Your goal
Gather all lines in the data that hold the string "React".

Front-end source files
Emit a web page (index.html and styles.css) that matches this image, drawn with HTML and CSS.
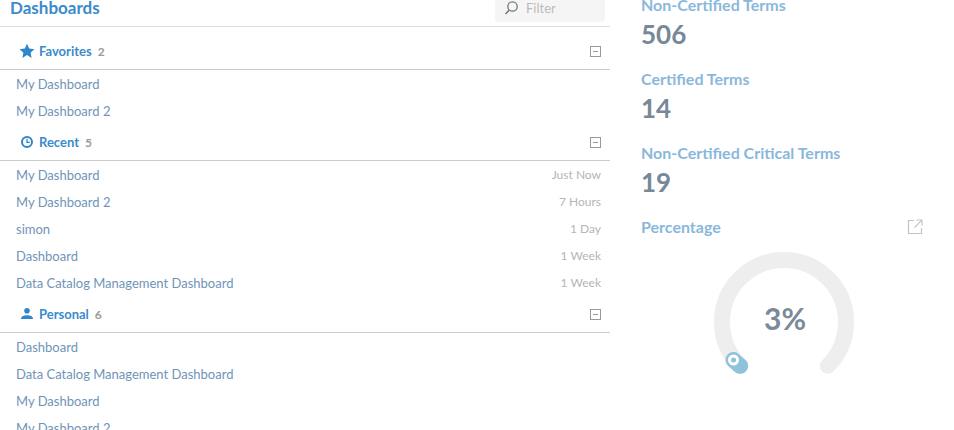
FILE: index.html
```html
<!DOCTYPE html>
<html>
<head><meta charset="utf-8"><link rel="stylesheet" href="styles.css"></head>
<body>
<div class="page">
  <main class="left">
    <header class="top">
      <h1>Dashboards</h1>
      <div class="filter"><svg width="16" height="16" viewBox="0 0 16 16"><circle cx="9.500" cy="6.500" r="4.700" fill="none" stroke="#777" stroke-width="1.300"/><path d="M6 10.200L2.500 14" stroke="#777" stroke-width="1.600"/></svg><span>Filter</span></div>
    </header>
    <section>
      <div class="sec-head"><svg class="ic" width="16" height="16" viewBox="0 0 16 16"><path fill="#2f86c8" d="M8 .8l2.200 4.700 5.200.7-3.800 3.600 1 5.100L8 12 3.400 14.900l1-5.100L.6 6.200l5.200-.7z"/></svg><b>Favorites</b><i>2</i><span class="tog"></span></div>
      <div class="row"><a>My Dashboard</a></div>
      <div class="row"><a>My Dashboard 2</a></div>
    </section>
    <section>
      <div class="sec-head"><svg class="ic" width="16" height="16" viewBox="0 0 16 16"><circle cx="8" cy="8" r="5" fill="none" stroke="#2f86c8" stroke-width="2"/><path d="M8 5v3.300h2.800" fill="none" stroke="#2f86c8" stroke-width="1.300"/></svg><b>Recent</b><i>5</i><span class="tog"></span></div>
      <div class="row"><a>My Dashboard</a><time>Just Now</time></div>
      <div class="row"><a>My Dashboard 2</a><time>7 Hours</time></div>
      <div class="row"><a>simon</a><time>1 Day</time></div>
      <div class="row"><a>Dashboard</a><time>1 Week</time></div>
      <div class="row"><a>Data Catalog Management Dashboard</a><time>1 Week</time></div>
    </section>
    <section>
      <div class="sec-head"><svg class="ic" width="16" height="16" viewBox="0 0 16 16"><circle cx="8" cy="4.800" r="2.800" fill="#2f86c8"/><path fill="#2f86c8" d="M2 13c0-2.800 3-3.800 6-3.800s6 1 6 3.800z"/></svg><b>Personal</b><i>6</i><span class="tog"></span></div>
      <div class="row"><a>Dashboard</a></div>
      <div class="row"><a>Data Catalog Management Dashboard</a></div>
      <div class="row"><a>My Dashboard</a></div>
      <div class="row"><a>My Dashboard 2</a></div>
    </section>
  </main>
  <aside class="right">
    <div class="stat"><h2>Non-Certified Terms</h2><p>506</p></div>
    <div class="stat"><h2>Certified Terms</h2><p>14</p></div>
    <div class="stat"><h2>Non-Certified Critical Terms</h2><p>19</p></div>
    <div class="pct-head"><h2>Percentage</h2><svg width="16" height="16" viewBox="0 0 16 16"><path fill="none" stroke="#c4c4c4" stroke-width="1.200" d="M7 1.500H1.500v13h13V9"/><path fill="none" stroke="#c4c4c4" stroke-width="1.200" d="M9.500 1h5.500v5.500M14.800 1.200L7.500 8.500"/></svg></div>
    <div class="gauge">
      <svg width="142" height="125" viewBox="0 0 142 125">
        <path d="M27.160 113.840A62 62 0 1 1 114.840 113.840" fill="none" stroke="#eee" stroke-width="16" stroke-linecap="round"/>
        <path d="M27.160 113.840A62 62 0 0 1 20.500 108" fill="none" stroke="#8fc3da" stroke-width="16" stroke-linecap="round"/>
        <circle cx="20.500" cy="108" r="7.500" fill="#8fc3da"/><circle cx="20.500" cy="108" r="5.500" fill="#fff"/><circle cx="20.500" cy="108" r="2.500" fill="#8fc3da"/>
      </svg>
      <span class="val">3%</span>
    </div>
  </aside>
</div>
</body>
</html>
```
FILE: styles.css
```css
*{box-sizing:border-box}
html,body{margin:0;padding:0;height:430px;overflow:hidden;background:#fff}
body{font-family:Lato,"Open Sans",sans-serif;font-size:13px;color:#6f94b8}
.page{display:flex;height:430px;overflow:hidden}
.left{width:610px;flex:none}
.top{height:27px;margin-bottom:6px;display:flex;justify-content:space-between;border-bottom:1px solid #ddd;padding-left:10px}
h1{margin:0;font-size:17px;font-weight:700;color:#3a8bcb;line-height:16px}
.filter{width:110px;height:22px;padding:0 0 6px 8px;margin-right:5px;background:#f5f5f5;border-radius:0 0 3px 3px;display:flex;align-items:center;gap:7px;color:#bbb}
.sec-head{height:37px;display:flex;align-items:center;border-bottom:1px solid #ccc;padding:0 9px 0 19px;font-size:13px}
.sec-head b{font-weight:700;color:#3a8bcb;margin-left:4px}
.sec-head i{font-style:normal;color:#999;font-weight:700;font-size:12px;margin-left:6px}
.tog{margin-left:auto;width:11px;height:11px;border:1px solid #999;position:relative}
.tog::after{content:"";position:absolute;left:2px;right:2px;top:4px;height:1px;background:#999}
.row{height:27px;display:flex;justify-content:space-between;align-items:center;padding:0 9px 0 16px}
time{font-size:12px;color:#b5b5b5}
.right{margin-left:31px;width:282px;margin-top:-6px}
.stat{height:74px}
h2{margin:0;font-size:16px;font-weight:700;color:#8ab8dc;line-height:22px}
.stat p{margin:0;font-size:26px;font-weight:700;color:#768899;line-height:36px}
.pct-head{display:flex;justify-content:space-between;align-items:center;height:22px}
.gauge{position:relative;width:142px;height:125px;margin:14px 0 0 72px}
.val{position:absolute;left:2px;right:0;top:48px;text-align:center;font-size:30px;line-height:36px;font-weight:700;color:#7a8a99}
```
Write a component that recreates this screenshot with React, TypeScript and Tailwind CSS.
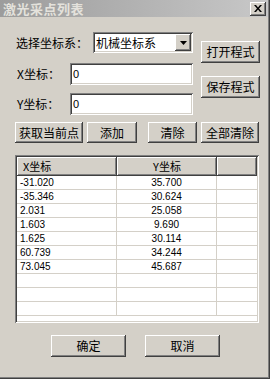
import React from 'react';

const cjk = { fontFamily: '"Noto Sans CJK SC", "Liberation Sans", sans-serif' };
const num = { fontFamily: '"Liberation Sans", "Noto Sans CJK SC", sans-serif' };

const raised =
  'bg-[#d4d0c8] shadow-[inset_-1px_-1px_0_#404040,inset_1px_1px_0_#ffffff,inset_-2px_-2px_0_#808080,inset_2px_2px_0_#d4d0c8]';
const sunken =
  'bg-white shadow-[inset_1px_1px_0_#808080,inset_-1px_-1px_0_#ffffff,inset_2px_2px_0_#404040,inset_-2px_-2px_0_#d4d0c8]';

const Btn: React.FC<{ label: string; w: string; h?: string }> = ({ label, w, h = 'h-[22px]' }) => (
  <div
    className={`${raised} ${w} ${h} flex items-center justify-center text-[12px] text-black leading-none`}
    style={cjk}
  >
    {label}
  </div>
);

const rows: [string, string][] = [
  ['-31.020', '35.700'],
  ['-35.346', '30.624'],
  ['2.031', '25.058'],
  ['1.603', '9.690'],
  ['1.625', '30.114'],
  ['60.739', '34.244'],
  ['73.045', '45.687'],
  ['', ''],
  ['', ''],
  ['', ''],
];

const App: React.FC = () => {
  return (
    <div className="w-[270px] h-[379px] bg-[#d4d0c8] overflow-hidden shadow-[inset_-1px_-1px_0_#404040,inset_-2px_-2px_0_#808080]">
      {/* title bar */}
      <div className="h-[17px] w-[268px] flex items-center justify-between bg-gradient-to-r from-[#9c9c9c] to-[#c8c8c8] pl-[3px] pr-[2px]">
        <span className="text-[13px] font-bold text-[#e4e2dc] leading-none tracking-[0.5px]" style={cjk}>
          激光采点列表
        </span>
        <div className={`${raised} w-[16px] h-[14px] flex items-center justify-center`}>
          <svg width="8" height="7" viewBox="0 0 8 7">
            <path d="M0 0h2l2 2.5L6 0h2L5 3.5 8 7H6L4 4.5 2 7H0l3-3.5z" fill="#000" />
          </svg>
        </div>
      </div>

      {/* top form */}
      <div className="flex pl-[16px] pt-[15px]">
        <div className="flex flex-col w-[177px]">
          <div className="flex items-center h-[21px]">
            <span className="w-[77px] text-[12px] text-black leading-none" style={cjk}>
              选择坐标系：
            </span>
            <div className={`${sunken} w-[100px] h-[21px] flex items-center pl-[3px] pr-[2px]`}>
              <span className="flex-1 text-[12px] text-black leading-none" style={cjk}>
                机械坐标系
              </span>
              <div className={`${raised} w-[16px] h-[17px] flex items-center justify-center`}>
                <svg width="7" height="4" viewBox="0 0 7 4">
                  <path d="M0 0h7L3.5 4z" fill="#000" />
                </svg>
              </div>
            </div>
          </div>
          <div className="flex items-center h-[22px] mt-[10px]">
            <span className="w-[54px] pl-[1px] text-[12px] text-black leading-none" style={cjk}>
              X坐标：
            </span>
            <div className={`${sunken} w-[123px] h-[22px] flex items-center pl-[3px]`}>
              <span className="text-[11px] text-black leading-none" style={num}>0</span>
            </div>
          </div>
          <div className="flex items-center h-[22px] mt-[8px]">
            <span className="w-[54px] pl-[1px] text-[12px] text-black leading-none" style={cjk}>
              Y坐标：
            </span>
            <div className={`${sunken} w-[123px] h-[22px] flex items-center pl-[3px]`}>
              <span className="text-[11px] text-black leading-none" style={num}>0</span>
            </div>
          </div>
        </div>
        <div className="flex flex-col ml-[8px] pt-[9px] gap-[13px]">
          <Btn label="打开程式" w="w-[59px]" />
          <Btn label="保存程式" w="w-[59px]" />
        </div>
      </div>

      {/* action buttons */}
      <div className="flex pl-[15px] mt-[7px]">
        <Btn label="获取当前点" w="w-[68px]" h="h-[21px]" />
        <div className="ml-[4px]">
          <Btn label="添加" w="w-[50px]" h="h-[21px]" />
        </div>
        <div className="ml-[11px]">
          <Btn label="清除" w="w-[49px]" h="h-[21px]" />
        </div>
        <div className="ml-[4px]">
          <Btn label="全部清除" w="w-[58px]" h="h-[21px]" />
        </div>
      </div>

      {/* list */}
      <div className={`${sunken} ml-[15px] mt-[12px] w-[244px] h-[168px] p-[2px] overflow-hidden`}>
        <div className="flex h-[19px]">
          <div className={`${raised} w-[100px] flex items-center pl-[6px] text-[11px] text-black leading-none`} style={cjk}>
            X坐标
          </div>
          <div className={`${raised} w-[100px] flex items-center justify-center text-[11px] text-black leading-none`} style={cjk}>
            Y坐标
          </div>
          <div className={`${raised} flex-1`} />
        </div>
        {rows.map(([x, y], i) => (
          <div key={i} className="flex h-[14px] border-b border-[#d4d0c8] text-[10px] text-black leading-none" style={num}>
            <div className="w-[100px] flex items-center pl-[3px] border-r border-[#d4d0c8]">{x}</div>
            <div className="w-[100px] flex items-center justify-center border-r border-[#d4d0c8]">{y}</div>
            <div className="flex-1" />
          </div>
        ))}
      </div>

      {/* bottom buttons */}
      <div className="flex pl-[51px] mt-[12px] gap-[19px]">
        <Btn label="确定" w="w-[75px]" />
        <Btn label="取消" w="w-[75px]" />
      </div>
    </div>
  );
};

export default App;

* * *

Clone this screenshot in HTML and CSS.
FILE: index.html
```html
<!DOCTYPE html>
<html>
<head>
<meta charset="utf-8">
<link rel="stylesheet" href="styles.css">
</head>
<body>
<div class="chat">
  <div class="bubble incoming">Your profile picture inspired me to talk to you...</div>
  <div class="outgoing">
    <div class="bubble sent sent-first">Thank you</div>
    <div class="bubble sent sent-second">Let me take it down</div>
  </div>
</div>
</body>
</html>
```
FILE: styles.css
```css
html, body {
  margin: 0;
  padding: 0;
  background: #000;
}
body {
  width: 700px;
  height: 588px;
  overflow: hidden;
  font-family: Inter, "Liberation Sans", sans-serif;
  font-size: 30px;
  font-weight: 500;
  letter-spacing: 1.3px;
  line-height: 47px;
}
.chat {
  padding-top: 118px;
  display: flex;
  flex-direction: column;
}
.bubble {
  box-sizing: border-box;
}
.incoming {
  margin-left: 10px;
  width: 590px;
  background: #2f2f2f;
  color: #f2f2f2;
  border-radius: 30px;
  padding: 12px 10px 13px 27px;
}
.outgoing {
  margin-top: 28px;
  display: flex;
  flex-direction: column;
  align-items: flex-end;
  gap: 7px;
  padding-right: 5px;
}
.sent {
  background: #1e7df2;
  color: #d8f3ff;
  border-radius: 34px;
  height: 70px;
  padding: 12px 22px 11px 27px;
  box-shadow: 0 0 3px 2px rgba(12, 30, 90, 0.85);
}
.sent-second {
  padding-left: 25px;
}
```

==

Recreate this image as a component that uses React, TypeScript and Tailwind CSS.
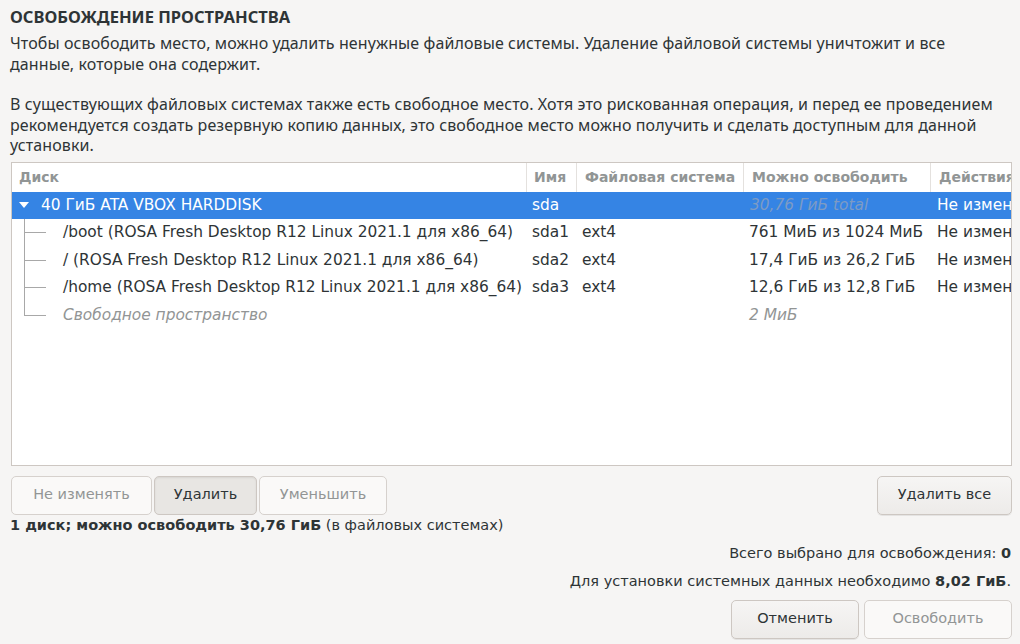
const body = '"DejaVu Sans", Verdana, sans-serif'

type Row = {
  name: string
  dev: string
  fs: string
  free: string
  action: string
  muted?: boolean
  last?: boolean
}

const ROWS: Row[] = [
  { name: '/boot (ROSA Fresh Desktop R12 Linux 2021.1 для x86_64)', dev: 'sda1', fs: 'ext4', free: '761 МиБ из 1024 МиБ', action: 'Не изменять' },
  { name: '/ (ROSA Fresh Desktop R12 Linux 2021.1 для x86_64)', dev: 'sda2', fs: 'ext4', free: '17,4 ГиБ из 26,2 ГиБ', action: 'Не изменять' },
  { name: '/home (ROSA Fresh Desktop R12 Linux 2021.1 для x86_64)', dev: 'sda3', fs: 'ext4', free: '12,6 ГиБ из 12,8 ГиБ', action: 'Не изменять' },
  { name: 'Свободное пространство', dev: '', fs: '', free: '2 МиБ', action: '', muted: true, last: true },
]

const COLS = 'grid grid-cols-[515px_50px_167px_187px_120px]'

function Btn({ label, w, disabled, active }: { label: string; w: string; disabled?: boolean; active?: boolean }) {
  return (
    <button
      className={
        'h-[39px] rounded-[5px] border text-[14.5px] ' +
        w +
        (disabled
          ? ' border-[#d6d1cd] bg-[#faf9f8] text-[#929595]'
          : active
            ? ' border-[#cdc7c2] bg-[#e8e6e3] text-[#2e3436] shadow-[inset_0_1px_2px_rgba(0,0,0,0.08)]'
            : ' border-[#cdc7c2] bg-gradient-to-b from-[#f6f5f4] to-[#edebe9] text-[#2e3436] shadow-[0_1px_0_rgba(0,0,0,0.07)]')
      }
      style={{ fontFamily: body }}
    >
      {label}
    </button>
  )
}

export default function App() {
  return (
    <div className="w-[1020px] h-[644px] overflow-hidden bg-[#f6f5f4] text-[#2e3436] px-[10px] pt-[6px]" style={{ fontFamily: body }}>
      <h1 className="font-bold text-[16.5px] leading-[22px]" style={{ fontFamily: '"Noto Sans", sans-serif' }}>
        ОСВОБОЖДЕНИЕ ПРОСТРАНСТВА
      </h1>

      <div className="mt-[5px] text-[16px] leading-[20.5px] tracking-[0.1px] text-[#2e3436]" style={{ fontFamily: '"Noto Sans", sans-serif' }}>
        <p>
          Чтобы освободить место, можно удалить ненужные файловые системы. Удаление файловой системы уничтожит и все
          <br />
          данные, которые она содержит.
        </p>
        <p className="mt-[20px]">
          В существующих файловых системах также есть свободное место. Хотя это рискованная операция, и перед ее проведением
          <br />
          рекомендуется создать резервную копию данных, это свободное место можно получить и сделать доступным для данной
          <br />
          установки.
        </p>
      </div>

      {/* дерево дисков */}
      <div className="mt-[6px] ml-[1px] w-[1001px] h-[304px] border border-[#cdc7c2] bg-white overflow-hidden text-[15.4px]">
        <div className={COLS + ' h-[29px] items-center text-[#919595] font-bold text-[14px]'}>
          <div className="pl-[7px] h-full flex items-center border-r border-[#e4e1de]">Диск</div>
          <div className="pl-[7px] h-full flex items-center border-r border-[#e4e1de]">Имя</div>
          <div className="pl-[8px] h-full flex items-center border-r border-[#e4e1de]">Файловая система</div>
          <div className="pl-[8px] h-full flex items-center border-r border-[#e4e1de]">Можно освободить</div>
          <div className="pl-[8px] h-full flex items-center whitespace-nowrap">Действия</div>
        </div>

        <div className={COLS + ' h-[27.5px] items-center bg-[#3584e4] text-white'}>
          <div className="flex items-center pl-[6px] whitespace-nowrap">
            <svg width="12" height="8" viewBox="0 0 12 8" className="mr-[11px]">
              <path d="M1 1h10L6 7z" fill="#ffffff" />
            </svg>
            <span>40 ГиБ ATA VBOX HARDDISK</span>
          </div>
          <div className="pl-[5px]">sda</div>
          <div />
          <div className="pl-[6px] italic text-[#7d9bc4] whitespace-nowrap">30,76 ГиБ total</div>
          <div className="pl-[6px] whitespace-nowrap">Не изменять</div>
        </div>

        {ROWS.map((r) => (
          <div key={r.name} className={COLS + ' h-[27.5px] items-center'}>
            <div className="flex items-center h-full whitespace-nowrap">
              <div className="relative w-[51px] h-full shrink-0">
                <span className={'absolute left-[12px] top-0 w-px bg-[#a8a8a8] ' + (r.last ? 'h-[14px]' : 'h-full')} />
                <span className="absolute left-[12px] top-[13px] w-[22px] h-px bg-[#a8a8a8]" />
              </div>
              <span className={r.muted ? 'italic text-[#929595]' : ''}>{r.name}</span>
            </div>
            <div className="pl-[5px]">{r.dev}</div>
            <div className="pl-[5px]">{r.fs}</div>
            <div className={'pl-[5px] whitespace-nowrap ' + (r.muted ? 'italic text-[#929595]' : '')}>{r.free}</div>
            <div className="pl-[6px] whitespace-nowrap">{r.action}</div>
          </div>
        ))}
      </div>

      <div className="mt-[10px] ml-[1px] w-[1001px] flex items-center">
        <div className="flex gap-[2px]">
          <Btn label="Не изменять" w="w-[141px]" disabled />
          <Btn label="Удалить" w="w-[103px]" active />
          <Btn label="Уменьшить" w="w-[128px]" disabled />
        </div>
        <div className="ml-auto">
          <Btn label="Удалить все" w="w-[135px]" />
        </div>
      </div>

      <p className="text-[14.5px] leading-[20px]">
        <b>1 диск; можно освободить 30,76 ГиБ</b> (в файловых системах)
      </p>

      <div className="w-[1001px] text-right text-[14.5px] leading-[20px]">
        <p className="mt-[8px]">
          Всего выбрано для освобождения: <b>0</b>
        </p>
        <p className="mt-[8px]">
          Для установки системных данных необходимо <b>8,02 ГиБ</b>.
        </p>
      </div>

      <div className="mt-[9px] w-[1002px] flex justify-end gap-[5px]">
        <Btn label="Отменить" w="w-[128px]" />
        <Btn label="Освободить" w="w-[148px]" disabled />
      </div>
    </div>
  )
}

The response
Write a component that recreates this screenshot with React, TypeScript and Tailwind CSS.
import React from 'react';
const Btn: React.FC<{ label: string; w: string; h?: string }> = ({ label, w, h = 'h-[22px]' }) => (
const App: React.FC = () => {
Recreate this image as a component that uses React, TypeScript and Tailwind CSS.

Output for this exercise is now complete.